Late afternoon on New Year’s Day, my Twitter feed started to light up with mentions of my Twitter handle. While I haven’t signed on to the site much recently, I have notifications set to alert me when I am mentioned or receive a direct message. My friend, Molly, had tweeted: “Declaring #2013 as the year of the girlfriends. 🙂 I may not survive my 30s without them…True words.” When she didn’t get an immediate response to this tweet, Molly tweeted again, calling on several of us to join her for #theyearofthegirlfriend. Nothing would satisfy her until we had all responded that we were “in”. I may not always like being called out publicly, but I have to say I didn’t mind it for this pledge of friendship in the new year.

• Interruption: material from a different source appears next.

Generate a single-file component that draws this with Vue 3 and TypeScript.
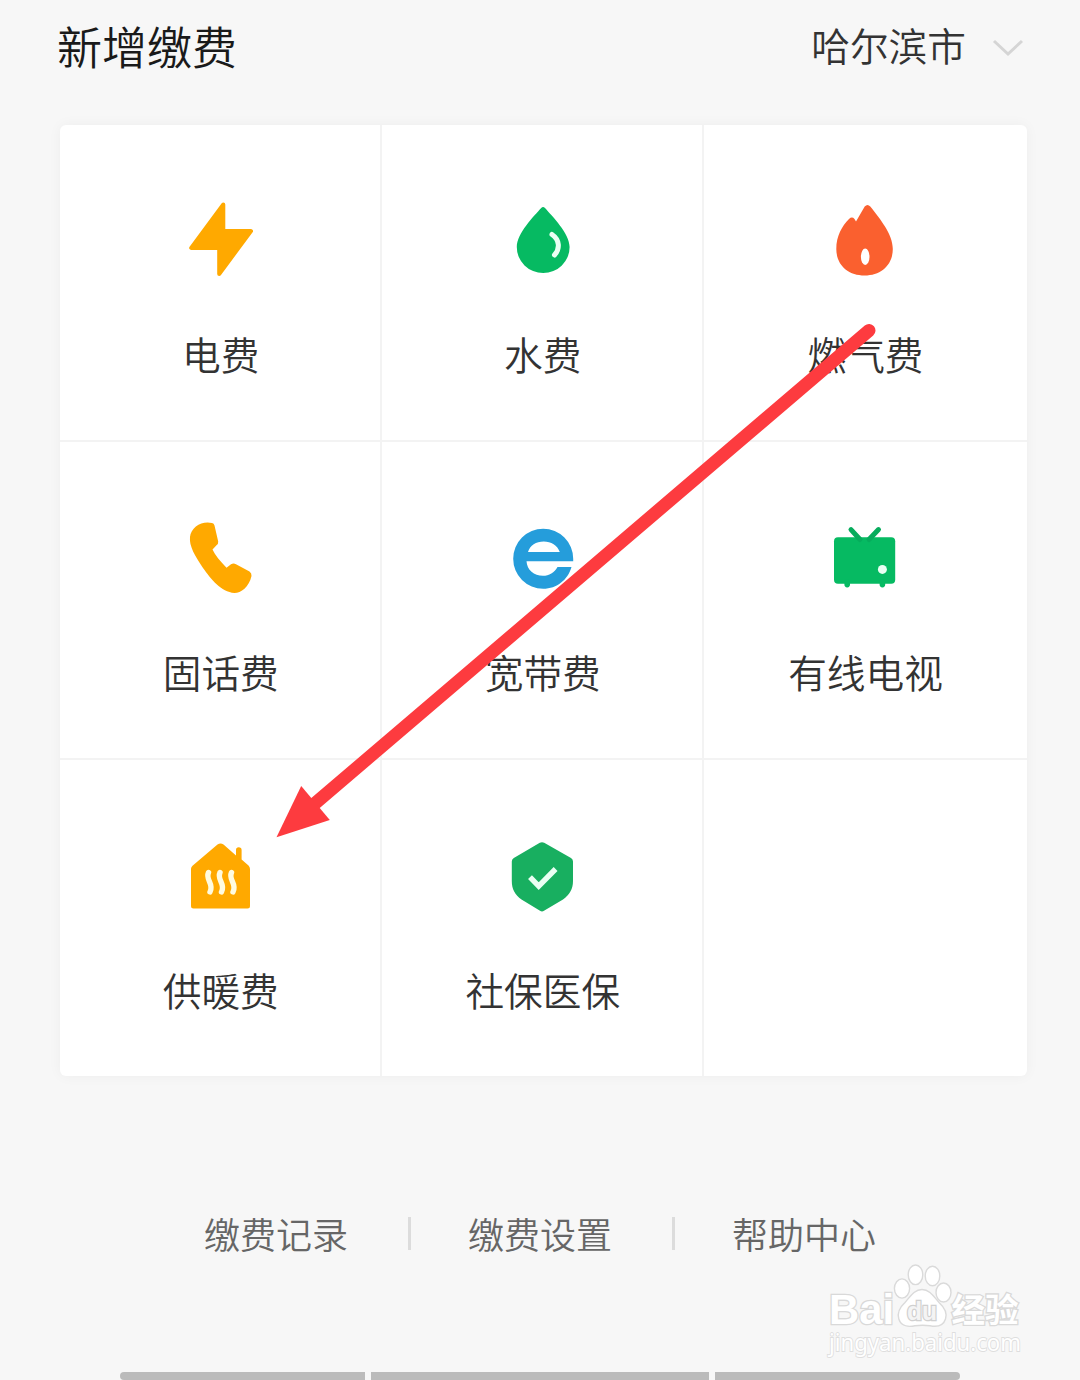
<script setup lang="ts">
type IconName = 'bolt' | 'drop' | 'flame' | 'phone' | 'web' | 'tv' | 'house' | 'shield'

interface Service {
  label: string
  icon: IconName
  view: string
}

const services: Service[] = [
  { label: '电费', icon: 'bolt', view: '170 190 100 100' },
  { label: '水费', icon: 'drop', view: '492 190 100 100' },
  { label: '燃气费', icon: 'flame', view: '816 190 100 100' },
  { label: '固话费', icon: 'phone', view: '170 507 100 100' },
  { label: '宽带费', icon: 'web', view: '492 507 100 100' },
  { label: '有线电视', icon: 'tv', view: '816 507 100 100' },
  { label: '供暖费', icon: 'house', view: '170 825 100 100' },
  { label: '社保医保', icon: 'shield', view: '492 825 100 100' },
]

const links: string[] = ['缴费记录', '缴费设置', '帮助中心']
</script>

<template>
  <main class="page">
    <header class="header">
      <h1 class="title">新增缴费</h1>
      <div class="city">
        <span class="city-name">哈尔滨市</span>
        <svg class="chevron" width="34" height="20" viewBox="0 0 34 20">
          <path d="M3 3 L17 16 L31 3" />
        </svg>
      </div>
    </header>

    <section class="grid">
      <div v-for="s in services" :key="s.label" class="cell">
        <svg class="icon" width="100" height="100" :viewBox="s.view">
          <g v-if="s.icon === 'bolt'" fill="#ffa900" stroke="#ffa900" stroke-width="4" stroke-linejoin="round">
            <path d="M223.3 204.5 L191.2 248 H219.2 V274 L251 231 H223.3 Z" />
          </g>
          <g v-else-if="s.icon === 'drop'">
            <path fill="#06ba62" d="M541.2 208 Q543 206 545 208 C552 216 569.6 233.5 569.6 247 A26.4 26 0 0 1 516.8 247 C516.8 233.5 534 216 541.2 208 Z" />
            <path fill="none" stroke="#e9fff3" stroke-width="5" stroke-linecap="round" d="M552 234.5 C560 240 560 249 554.5 255" />
          </g>
          <g v-else-if="s.icon === 'flame'">
            <path fill="#fa602f" d="M864.7 206.5 Q867.5 203.5 870.3 206.5 C880 219 892.8 234 892.8 249 C892.8 265 881 275.5 864.6 275.5 C848 275.5 836.3 265 836.3 249 C836.3 236 842 226 849 219 Q852 216.2 854.5 219 L856 221.5 Z" />
            <ellipse cx="865.2" cy="256.7" rx="4.3" ry="8.2" fill="#fff" />
          </g>
          <g v-else-if="s.icon === 'phone'">
            <path fill="#ffa900" d="M190 537 C191 527 202 520.5 212 523 Q214 523.4 214.5 525.5 L218.2 541.5 Q218.5 543.8 216.5 545.2 L212.5 549.5 C215 555 220 561 226.5 567.7 L231 564.3 Q233.5 562.8 236 564.2 L249.5 571.5 Q251.8 573 251.5 576 C249 587 241 593 234.5 593 C221 592 211 579 203 568 C195 556 189 546 190 537 Z" />
          </g>
          <g v-else-if="s.icon === 'web'">
            <path fill="#259ddb" fill-rule="evenodd" d="M573.2 561.3 H526.5 C527 570 534 575.8 543 575.8 C549 575.8 554.5 572.5 557.5 567 H571.5 C568 579.5 557 588.8 543.2 588.8 A30 30 0 1 1 573.2 558.8 Z M528 552 H559.8 C557.5 545.5 551 541.5 543.8 541.5 C536 541.5 530 545.5 528 552 Z" />
          </g>
          <g v-else-if="s.icon === 'tv'">
            <rect x="834" y="537.2" width="61.2" height="46.6" rx="4" fill="#06ba62" />
            <path fill="none" stroke="#06ac5c" stroke-width="5" stroke-linecap="round" d="M851 529.6 L860 539.5 M878.5 529.6 L869 539.5" />
            <path fill="none" stroke="#06ba62" stroke-width="5.6" stroke-linecap="round" d="M847.2 582 V584.6 M882.4 582 V584.6" />
            <circle cx="882.4" cy="569.4" r="4.5" fill="#e9fff3" />
          </g>
          <g v-else-if="s.icon === 'house'">
            <path fill="#ffa900" d="M217.5 844.6 Q220.5 842.2 223.5 844.6 L236 855.5 V850 Q236 847.3 238.7 847.3 Q241.6 847.3 241.6 850 V859.5 L248.5 865.5 Q250 867 250 869 V906 Q250 908.5 247.5 908.5 H193.5 Q191 908.5 191 906 V869 Q191 867 192.5 865.7 Z" />
            <g fill="none" stroke="#fffbe0" stroke-width="5.4" stroke-linecap="round">
              <path d="M208.5 872.5 C205 880 214.5 884 210 892" />
              <path d="M220 872.5 C216.5 880 226 884 221.5 892" />
              <path d="M231.5 872.5 C228 880 237.5 884 233 892" />
            </g>
          </g>
          <g v-else>
            <path fill="#18af60" d="M539.8 842.7 Q542 841.6 544.2 842.7 L571 858 Q573 859.3 573 861.5 V881 C573 889 569.5 895 563 899.5 L544 910.8 Q542 912 540 910.8 L521.5 899.5 C515 895 511.8 889 511.8 881 V861.5 Q511.8 859.3 513.8 858 Z" />
            <path fill="none" stroke="#e9fff3" stroke-width="5.4" d="M530 877.2 L538.7 886.2 L555.6 869" />
          </g>
        </svg>
        <span class="label">{{ s.label }}</span>
      </div>
      <div class="cell"></div>
    </section>

    <nav class="links">
      <template v-for="(link, i) in links" :key="link">
        <i v-if="i > 0" class="divider"></i>
        <span class="link">{{ link }}</span>
      </template>
    </nav>

    <div class="bars">
      <i class="bar first"></i>
      <i class="bar middle"></i>
      <i class="bar last"></i>
    </div>

    <svg class="arrow" width="1080" height="1380" viewBox="0 0 1080 1380">
      <path d="M869 330.5 L312 806" fill="none" stroke="#fd3b3f" stroke-width="13" stroke-linecap="round" />
      <path d="M276.5 837.3 L301.2 786 L329.8 820 Z" fill="#fd3b3f" />
    </svg>

    <svg class="watermark" width="220" height="120" viewBox="820 1255 220 120">
      <g fill="#fff" stroke="#dadada" stroke-width="1.4">
        <ellipse cx="902" cy="1288.5" rx="7.6" ry="9.6" />
        <ellipse cx="915.5" cy="1274.8" rx="7.3" ry="9.8" />
        <ellipse cx="932.5" cy="1276" rx="7.3" ry="9.8" />
        <ellipse cx="943.5" cy="1292.5" rx="7.5" ry="9.5" />
        <path d="M922 1289.5 C930 1289.5 934 1297 939 1302.5 C945 1308 947.5 1313 945.5 1319 C943 1326.5 936 1327 930 1325.8 C925 1325 920 1325 915 1325.8 C909 1327 901 1326.5 898.8 1319 C897 1313 899 1308 905 1302.5 C910 1297 914 1289.5 922 1289.5 Z" />
      </g>
      <g class="brand">
        <text class="latin" x="829" y="1324" font-size="42" textLength="65" lengthAdjust="spacingAndGlyphs">Bai</text>
        <text class="latin du" x="907" y="1320" font-size="26" textLength="30" lengthAdjust="spacingAndGlyphs">du</text>
        <text class="cjk" x="951.5" y="1321.5" font-size="33" textLength="67" lengthAdjust="spacingAndGlyphs">经验</text>
      </g>
      <text class="url" x="829" y="1350.5" font-size="24" textLength="192" lengthAdjust="spacingAndGlyphs">jingyan.baidu.com</text>
    </svg>
  </main>
</template>

<style>
body {
  margin: 0;
  background: #f7f7f7;
}
</style>

<style scoped>
.page {
  position: relative;
  box-sizing: border-box;
  display: flex;
  flex-direction: column;
  width: 1080px;
  height: 1380px;
  overflow: hidden;
  background: #f7f7f7;
  font-family: "Noto Sans CJK SC", sans-serif;
  font-weight: 350;
}

.header {
  display: flex;
  justify-content: space-between;
  align-items: flex-start;
  box-sizing: border-box;
  height: 96px;
  margin-bottom: 29px;
  padding: 16px 55px 0 57px;
}

.title {
  margin: 0;
  font-size: 45px;
  font-weight: inherit;
  line-height: 60px;
  color: #1a1a1a;
}

.city {
  display: flex;
  align-items: center;
  font-size: 38.7px;
  line-height: 60px;
  color: #333;
}

.city-name {
  height: 64px;
  margin-top: -2px;
}

.chevron {
  margin-left: 25px;
  margin-top: 2px;
  fill: none;
  stroke: #d5d5d5;
  stroke-width: 3;
}

.grid {
  display: grid;
  grid-template-columns: 320px 320px 323px;
  grid-template-rows: 315px 316px 316px;
  gap: 2px;
  width: 967px;
  margin-left: 60px;
  border-radius: 6px;
  background: #f3f3f3;
  box-shadow: 0 0 14px rgba(0, 0, 0, 0.045);
}

.cell {
  box-sizing: border-box;
  display: flex;
  flex-direction: column;
  align-items: center;
  padding-top: 65px;
  background: #fff;
}

.cell:first-child { border-top-left-radius: 6px; }
.cell:nth-child(3) { border-top-right-radius: 6px; }
.cell:nth-child(7) { border-bottom-left-radius: 6px; }
.cell:last-child { border-bottom-right-radius: 6px; }

.icon {
  display: block;
}

.label {
  margin-top: 36px;
  padding-left: 1.5px;
  font-size: 38.7px;
  line-height: 54px;
  color: #333;
}

.cell:nth-child(n + 4) .label {
  margin-top: 37px;
}

.cell:nth-child(3n) .label {
  padding-left: 0;
}

.links {
  display: flex;
  align-items: center;
  justify-content: center;
  height: 60px;
  margin-top: 127px;
}

.link {
  margin-top: -1px;
  font-size: 36px;
  line-height: 60px;
  color: #666;
}

.divider {
  width: 3px;
  height: 33px;
  margin: 0 57px 0 60px;
  background: #dcdcdc;
}

.bars {
  display: flex;
  gap: 6px;
  margin-top: auto;
  padding: 0 120px;
}

.bar {
  height: 8px;
  background: #bbb;
}

.first { width: 245px; border-radius: 4px 0 0 4px; }
.middle { width: 338px; }
.last { width: 245px; border-radius: 0 4px 4px 0; }

.arrow {
  position: absolute;
  top: 0;
  left: 0;
}

.watermark {
  position: absolute;
  top: 1255px;
  left: 820px;
}

.brand {
  fill: #fff;
  stroke: #d9d9d9;
  stroke-width: 2.6px;
  paint-order: stroke;
}

.latin {
  font-family: "Liberation Sans", sans-serif;
  font-weight: 700;
}

.du {
  fill: #f4f4f4;
  stroke: #d0d0d0;
}

.cjk {
  font-family: "Noto Sans CJK SC", sans-serif;
  font-weight: 700;
}

.url {
  font-family: "Noto Sans", sans-serif;
  font-weight: 400;
  fill: #fff;
  stroke: #dedede;
  stroke-width: 1.8px;
  paint-order: stroke;
}
</style>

And what a group of women to be included among! Molly named only four or five of us, but there are more than that in our merry band of women friends. We range in age from mid-twenties to early 50s (that’s me, by far the oldest); we’re all over the map with regard to political leanings, social standing, marital status, and spiritual beliefs. What we have in common would be difficult for a stranger to parse, but seems to make sense to us. First and foremost, we were in the same place at the same time for a brief moment. This proximity cannot be underestimated as an initial catalyst, after all, even in a digital age we crave closeness on both the physical and emotional levels. But proximity alone doesn’t begin to explain what has kept us interested in developing and deepening our friendships with one another. That is about seeking out, from among those physically near, those whose inner selves call to our own best selves. My closest women friends, whether connected with this group or not, allow me to be who I am and love me in spite of my flaws. However, they also know I have a vision of a better me I’m striving to reach. So they nurture her, too, and help her bloom into being.
I don’t think Molly was exaggerating her claim that she might not survive her 30s without her girlfriends. In fact, I think she might have been understating things a bit. Recently, there has been a tendency to focus on women as “frenemies” and “mean girls”, to the detriment of real women and their meaningful relationships with one another. However, research apparently tells a different story. One study, a comprehensive study of women’s health, resulted in surprising findings – we’ve all heard about the “fight or flight” response to stress; women, however, may have a stress response better characterized as “tend and befriend”. (Text of the original study can be read here. However, an easier to read article summarizing the findings can be found here.) The study suggests that this “tend and befriend” response is triggered by the release of oxytocin, which is further enhanced by the presence of estrogen. The result is a powerful calming effect on stress not experienced by men. According to the study’s authors, this response may even explain why women outlive men. Other studies consistently show that having close women friends helps women sleep better, improves their immune systems, staves off dementia and, ultimately, helps women live longer. One study (Flinders University, Australia) found that women with more friends lived 22 percent longer than women with fewer friends. Even if these reports were exaggerated or from flawed research (I just searched and found them on the internet, after all!), they still point to a powerful truth – women need their girlfriends. It may even be a matter of life or death!
While I find it interesting that there are biological factors which affect and/or are impacted by women’s friendships, it is much more important to me that my friends impact my emotional and psychological well-being in positive ways – and that my friendship, love and concern have that same positive impact on them. I can only speak for myself when I say that my friends are sometimes the only motivating factor for getting me through the day. It isn’t that I spend every day baring my soul, my deepest thoughts and feelings to them. Or that they always have excellent advice. Rather, it is the acceptance and lack of judgment, the sensitivity to nuance of mood, the willingness to hold me up with their strength or to sometimes give me a kick in the pants that makes my girlfriends so important to me. My girlfriends can be fierce when necessary, but they’re never mean. And while we may occasionally hurt one another’s feelings, it is always unintentionally done – never purposeful “frenemy fire”.
So here’s to making 2013 “The Year of the Girlfriends”. To all my girls out there, near and far, old and young – be well, be happy, and be proud of your tending and befriending ways. The life you save may be your own, but you’ll likely lengthen – and enrich – a few other lives along the way!